The Gospels show us the dark reality of what was done to Jesus. What is perhaps most shocking is that Jesus allowed nails to be driven through his hands even for those who rejected him and longed to do away with him—all because he challenged their sense of righteousness and taught them that keeping rules, customs and traditions was no basis for entering the kingdom of heaven. In the parable, Jesus continued: “Therefore I tell you the Kingdom of God will be taken away from you and given to a people who will bring forth its fruit.”
That is why we are here today. Because of God’s grace. The people of God are no longer restricted to Israel, but people of all times and places, through faith in Christ and his righteousness. Paul said in Romans 5 (6-9):
“You see, at just the right time, when we were still powerless, Christ died for the ungodly. Very rarely will anyone die for a righteous person, though for a good person someone might possibly dare to die. But God demonstrates his own love for us in this: While we were still sinners, Christ died for us. Since we have now been justified by his blood, how much more shall we be saved from God’s wrath through him!”
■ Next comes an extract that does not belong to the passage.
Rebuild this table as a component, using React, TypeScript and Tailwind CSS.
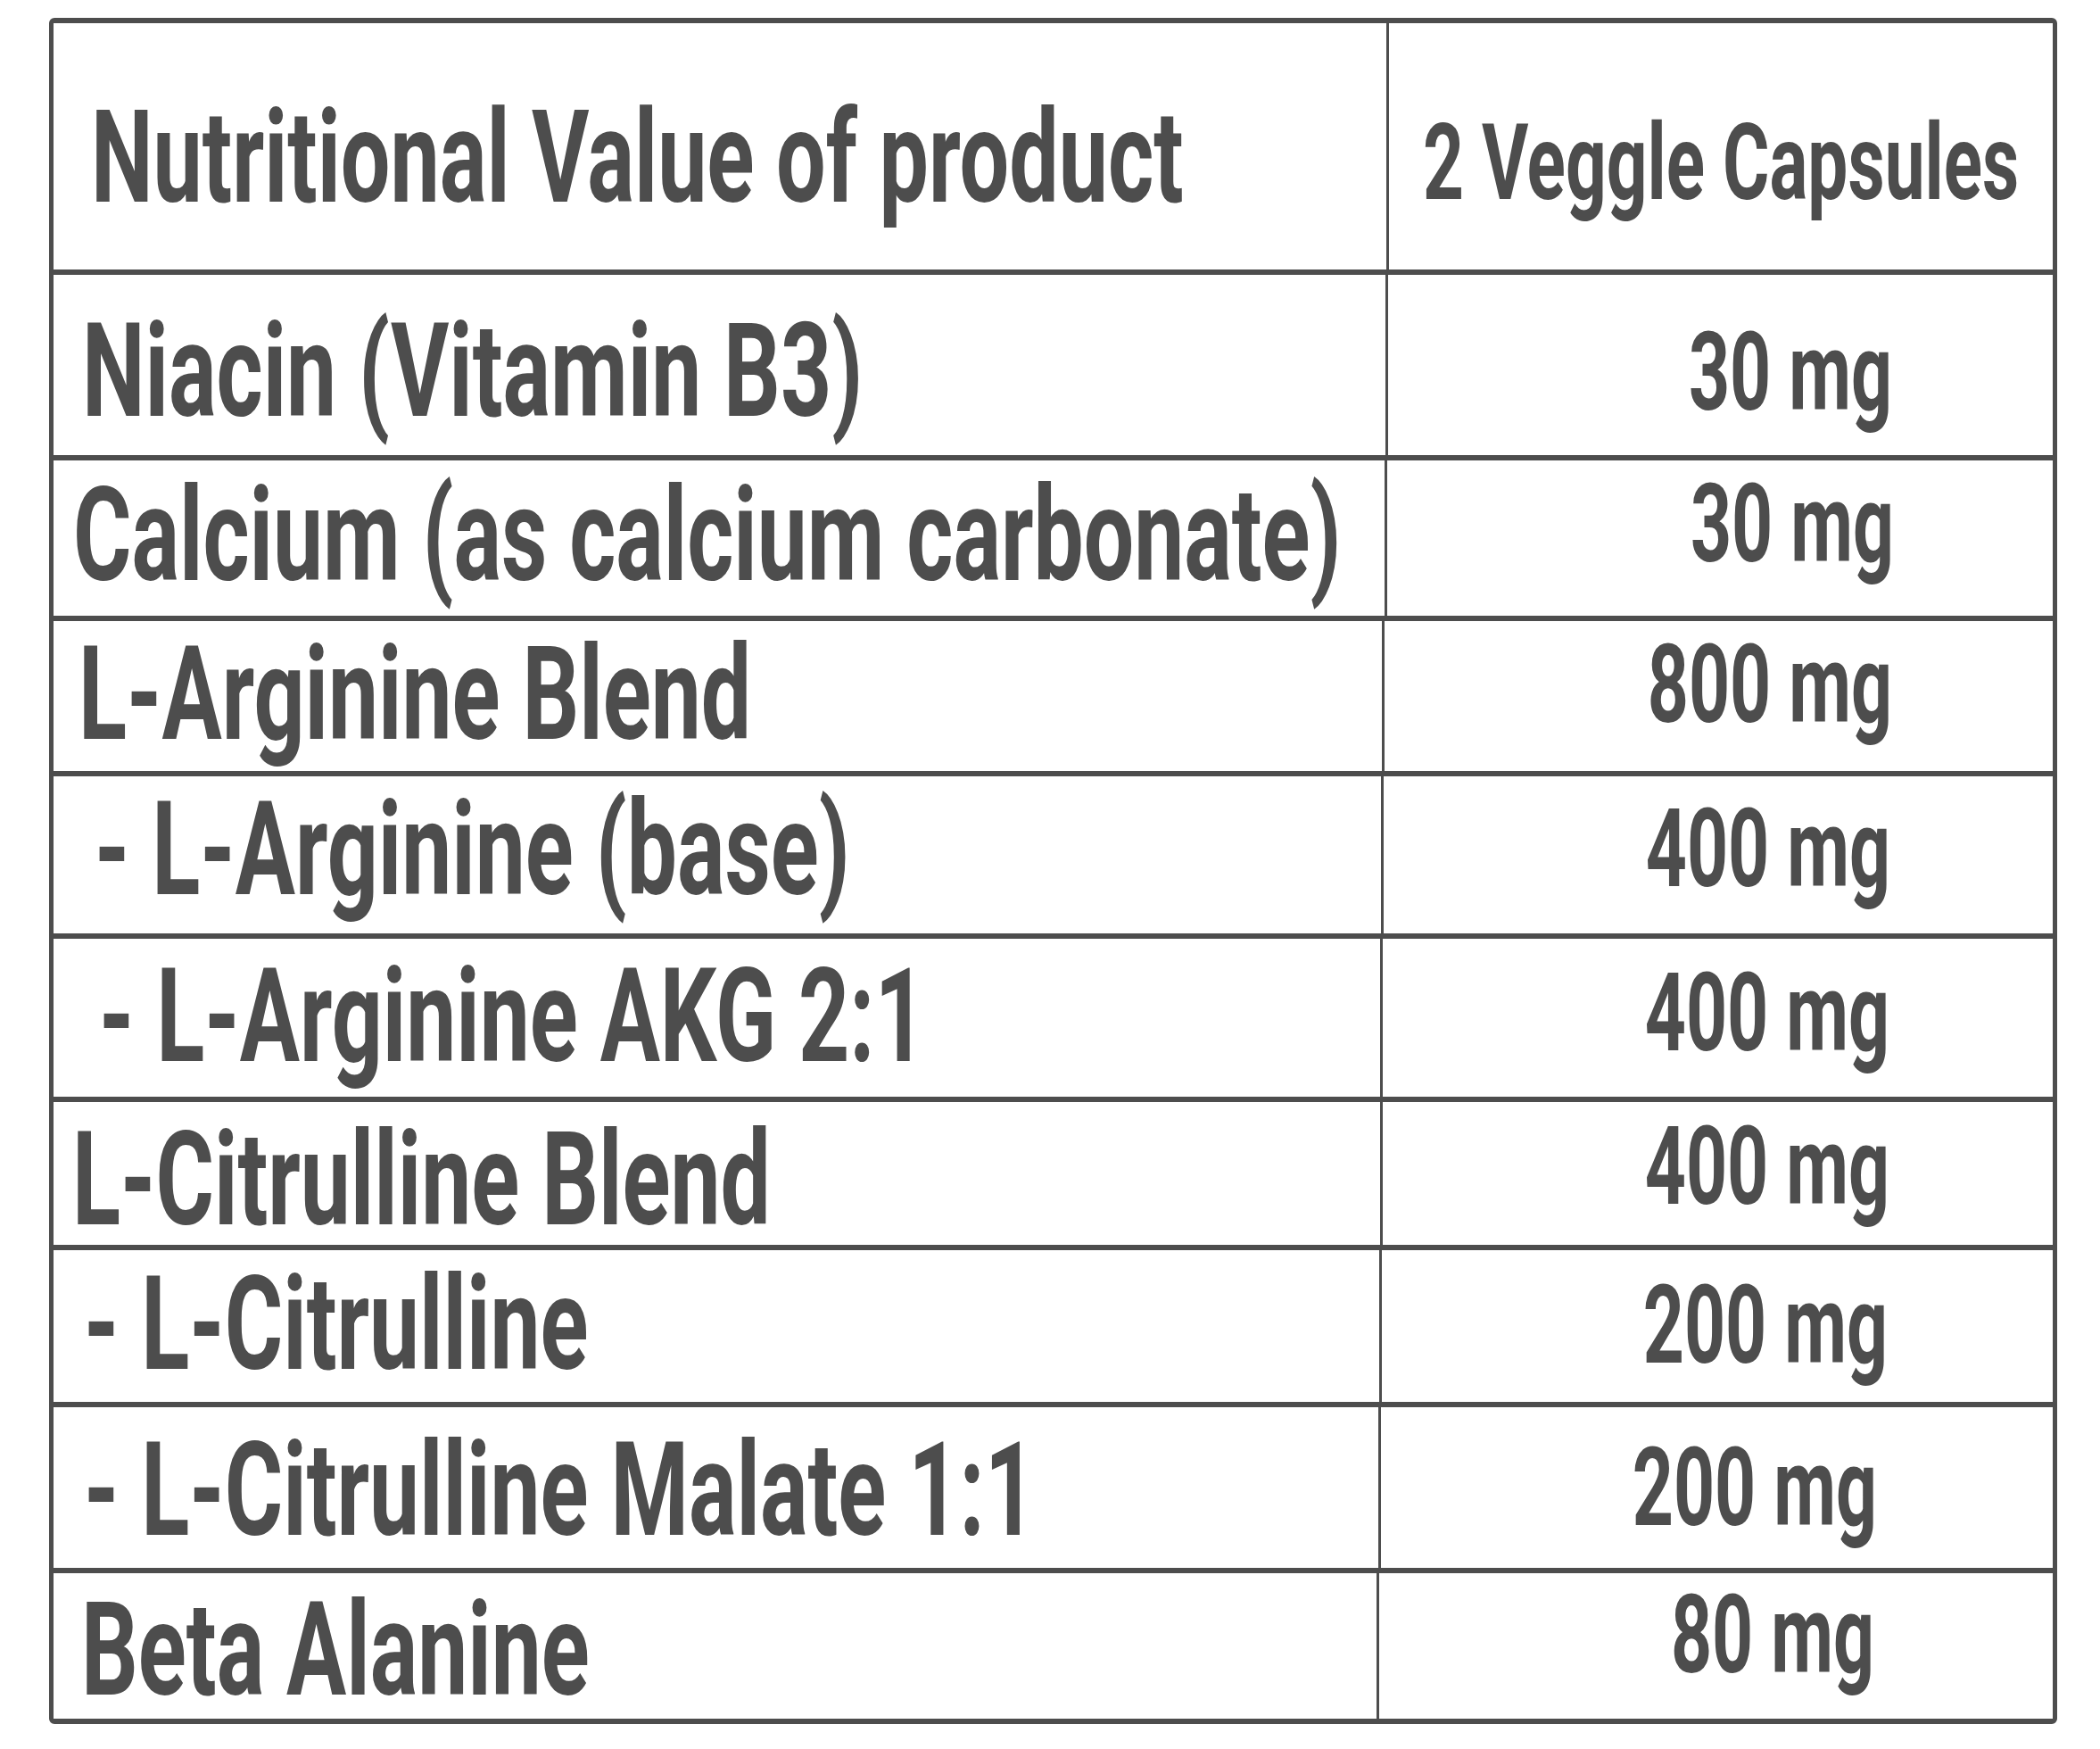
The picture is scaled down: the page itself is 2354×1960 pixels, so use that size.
const rows = [
  { label: "Niacin (Vitamin B3)", value: "30 mg", h: "h-[208px]", cols: "grid-cols-[1496px_1fr]", lp: "pl-[32px]", ly: "pt-[14px]", vp: "pr-[180px]", vy: "pt-[18px]" },
  { label: "Calcium (as calcium carbonate)", value: "30 mg", h: "h-[180px]", cols: "grid-cols-[1495px_1fr]", lp: "pl-[22px]", ly: "pb-[6px]", vp: "pr-[178px]", vy: "pb-[30px]" },
  { label: "L-Arginine Blend", value: "800 mg", h: "h-[174px]", cols: "grid-cols-[1492px_1fr]", lp: "pl-[28px]", ly: "pb-[4px]", vp: "pr-[180px]", vy: "pb-[24px]" },
  { label: "- L-Arginine (base)", value: "400 mg", h: "h-[182px]", cols: "grid-cols-[1491px_1fr]", lp: "pl-[46px]", ly: "pb-[12px]", vp: "pr-[182px]", vy: "pb-[12px]" },
  { label: "- L-Arginine AKG 2:1", value: "400 mg", h: "h-[183px]", cols: "grid-cols-[1490px_1fr]", lp: "pl-[51px]", ly: "pb-[4px]", vp: "pr-[183px]", vy: "pb-[8px]" },
  { label: "L-Citrulline Blend", value: "400 mg", h: "h-[166px]", cols: "grid-cols-[1490px_1fr]", lp: "pl-[21px]", ly: "pt-[14px]", vp: "pr-[183px]", vy: "pb-[14px]" },
  { label: "- L-Citrulline", value: "200 mg", h: "h-[176px]", cols: "grid-cols-[1489px_1fr]", lp: "pl-[34px]", ly: "pb-[4px]", vp: "pr-[185px]", vy: "pb-[0px]" },
  { label: "- L-Citrulline Malate 1:1", value: "200 mg", h: "h-[186px]", cols: "grid-cols-[1488px_1fr]", lp: "pl-[34px]", ly: "pt-[6px]", vp: "pr-[197px]", vy: "pt-[2px]" },
  { label: "Beta Alanine", value: "80 mg", h: "h-[163px]", cols: "grid-cols-[1486px_1fr]", lp: "pl-[31px]", ly: "pt-[8px]", vp: "pr-[200px]", vy: "pb-[22px]" },
];

// Roboto is wider than the condensed face on the label, so the type is set
// small and stretched tall instead of squeezed (keeps the layout box honest).
export default function App() {
  return (
    <div className="min-h-screen bg-white pl-[55px] pt-[20px] font-['Roboto',_'Liberation_Sans',_sans-serif] font-bold text-[#4d4d4d]">
      <div className="w-[2251px] rounded-[6px] border-t-[6px] border-l-[5px] border-r-[5px] border-b-[6px] border-[#4d4d4d]">
        {/* header */}
        <div className="grid h-[282px] grid-cols-[1497px_1fr] border-b-[6px] border-[#4d4d4d]">
          <div className="flex min-w-0 items-center border-r-[3px] border-[#4d4d4d] pl-[42px] pt-[28px]">
            <span className="inline-block scale-y-[1.47] whitespace-nowrap text-[98.6px] leading-none">
              Nutritional Value of product
            </span>
          </div>
          <div className="flex min-w-0 items-center pl-[38px] pt-[38px]">
            <span className="inline-block scale-y-[1.47] whitespace-nowrap text-[80.2px] leading-none">
              2 Veggle Capsules
            </span>
          </div>
        </div>

        {rows.map((row, i) => (
          <div
            key={row.label}
            className={`grid ${row.cols} ${row.h} ${i < rows.length - 1 ? "border-b-[6px]" : ""} border-[#4d4d4d]`}
          >
            <div className={`flex min-w-0 items-center border-r-[3px] border-[#4d4d4d] ${row.lp} ${row.ly}`}>
              <span className="inline-block scale-y-[1.46] whitespace-nowrap text-[100px] leading-none">
                {row.label}
              </span>
            </div>
            <div className={`flex min-w-0 items-center justify-end ${row.vp} ${row.vy}`}>
              <span className="inline-block scale-y-[1.515] whitespace-nowrap text-[80.5px] leading-none">
                {row.value}
              </span>
            </div>
          </div>
        ))}
      </div>
    </div>
  );
}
Today, here, you enter the Sabbath rest again—on Sunday morning, the morning of Jesus’ resurrection which he accomplished for you. You meet with your risen Lord who speaks to you through his word and serves you at his table. Through these God brings all the forgiveness, life and salvation that he won for the world on the Cross to you personally. He forgives you for every single time you have broken his commandments. He loves you apart from your performance, with absolutely no strings attached; no disclaimers in fine print. He declares to you: “I am the Lord, your God.” His precious blood has freed from the condemnation of the law and the expectations and judgments of others. With the true bread from heaven he strengthens you for the journey to the place he has prepared for you in heaven. As he does, may God our Father pour out his Spirit abundantly upon us, to open our ears to his word, so that we know we are saved by God not by rules, and to open our hearts to live the commandments—as people who have been freed to love others as we love ourselves. Amen.